» PROBLEM DETAILS
Write each line of the material exactly as given, from the top through the line that contains "import React from", and omit all pictures.

» PROVIDED DATA
--------------------------------------------------
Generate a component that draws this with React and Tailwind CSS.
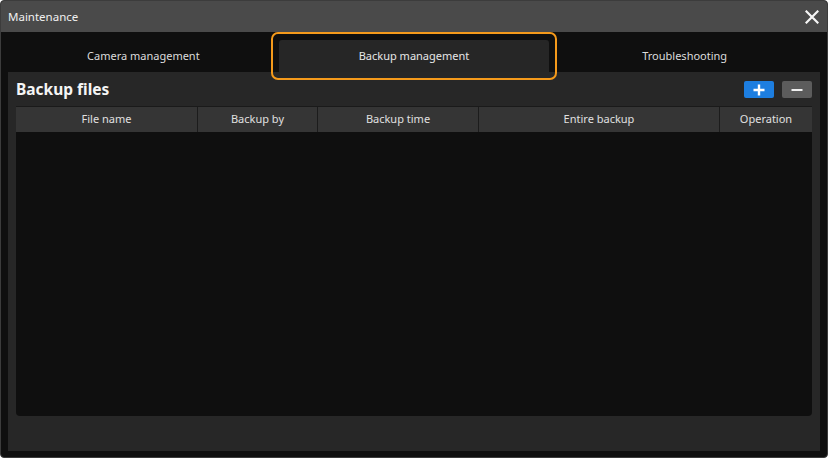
import React from "react";

export default function App() {
  const cols = [
    { name: "File name", w: "w-[182px]" },
    { name: "Backup by", w: "w-[120px]" },
    { name: "Backup time", w: "w-[161px]" },
    { name: "Entire backup", w: "w-[241px]" },
    { name: "Operation", w: "flex-1" },
  ];
  return (
    <div
      className="w-[828px] h-[458px] bg-[#0f0f0f] flex flex-col border border-[#3c3c3c] rounded-[4px] overflow-hidden text-[#e6e6e6]"
      style={{ fontFamily: '"Noto Sans", "Open Sans", sans-serif' }}
    >
      <div className="h-[31px] shrink-0 bg-[#4a4a4a] flex items-center justify-between pl-[7px] pr-[8px]">
        <span className="text-[11.5px] text-[#f0f0f0]">Maintenance</span>
        <svg width="14" height="14" viewBox="0 0 14 14" className="mt-[1px]">
          <path d="M1.5 1.5 L12.5 12.5 M12.5 1.5 L1.5 12.5" stroke="#f5f5f5" strokeWidth="2.2" strokeLinecap="square" />
        </svg>
      </div>
      <div className="flex-1 flex flex-col px-[7px] pt-[8px] pb-[6px]">
        <div className="h-[32px] shrink-0 flex">
          <div className="flex-1 flex items-center justify-center text-[11px] text-[#dcdcdc] pt-[1px]">Camera management</div>
          <div className="flex-1 relative flex items-center justify-center text-[11px] text-[#e6e6e6] bg-[#262626] rounded-t-[3px] pt-[1px]">
            Backup management
            <div className="absolute left-[-8px] right-[-8px] top-[-8px] bottom-[-8px] border-2 border-[#f59a1b] rounded-[7px] z-10 pointer-events-none" />
          </div>
          <div className="flex-1 flex items-center justify-center text-[11px] text-[#dcdcdc] pt-[1px]">Troubleshooting</div>
        </div>
        <div className="flex-1 bg-[#272727] flex flex-col px-[8px] pb-[35px]">
          <div className="h-[34px] shrink-0 flex items-center justify-between">
            <span className="text-[15.5px] font-bold text-[#f5f5f5] mt-[1px]">Backup files</span>
            <div className="flex gap-[8px] mt-[1px]">
              <button className="w-[30px] h-[17px] bg-[#1d7ee0] rounded-[2px] flex items-center justify-center">
                <svg width="12" height="12" viewBox="0 0 12 12">
                  <path d="M6 0.5 V11.5 M0.5 6 H11.5" stroke="#ffffff" strokeWidth="2.4" />
                </svg>
              </button>
              <button className="w-[30px] h-[17px] bg-[#5c5c5c] rounded-[2px] flex items-center justify-center">
                <svg width="12" height="12" viewBox="0 0 12 12">
                  <path d="M0.5 6 H11.5" stroke="#f0f0f0" strokeWidth="2" />
                </svg>
              </button>
            </div>
          </div>
          <div className="flex-1 flex flex-col bg-[#0f0f0f] rounded-b-[4px] overflow-hidden">
            <div className="h-[26px] shrink-0 flex bg-[#353535] border-t border-[#1a1a1a]">
              {cols.map((c, i) => (
                <div
                  key={c.name}
                  className={`${c.w} flex items-center justify-center text-[11px] text-[#e0e0e0] ${i < cols.length - 1 ? "border-r border-[#1c1c1c]" : ""}`}
                >
                  {c.name}
                </div>
              ))}
            </div>
            <div className="flex-1" />
          </div>
        </div>
      </div>
    </div>
  );
}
--------------------------------------------------
» ANSWER BELOW
Generate a component that draws this with React and Tailwind CSS.
import React from "react";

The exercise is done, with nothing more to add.